The bottom line is that recognizing poverty, not criminality, as the root problem is key to finding solutions. Many good people in our community are already working hard to build those solutions, but their work cannot foster broad-based, long-term results without governmental interventions our community badly needs:
- A stabilizing homelessness strategy, centered around our Lighthouse, with both overnight and day-programming for a growing homeless population.
- Adequate safe housing for those experiencing homelessness once stabilized.
- Mental health, addictions, and detoxification funding that ensures anyone needing a mental health or treatment bed receives one and anyone needing emergency counselling receives the same.
- A focus on bringing more Indigenous judges, lawyers, and other criminal justice system actors into the Battlefords.
- Well-funded, accessible, and robust early childhood intervention programming.

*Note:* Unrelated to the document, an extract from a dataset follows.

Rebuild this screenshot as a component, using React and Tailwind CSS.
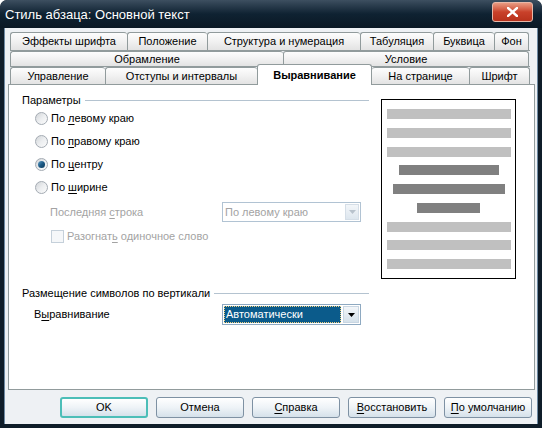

- A funding shift into educational, extracurricular and family supports for area youth, with robust gang prevention and exit strategies.
- Minimum-wage laws and income supports that shift citizens away from the margins of poverty and ensure basic income security.
As long as we remain reactionary in our response to crime, change will not come. We will continue to see our city used as a statistical curiosity, with media using our numbers, not our stories, to write headlines.
More important, we will continue to see the lower property values, higher taxes, social disharmony, bad reputation and human cost that come with failure on this issue. If we want to be smart and make change, we need to recognize that our "crime problem" is a deep-rooted inequality problem and implement public policy solutions accordingly.
We, as a community, are caught in a cycle that only smart social action can break. Breaking that cycle is long overdue.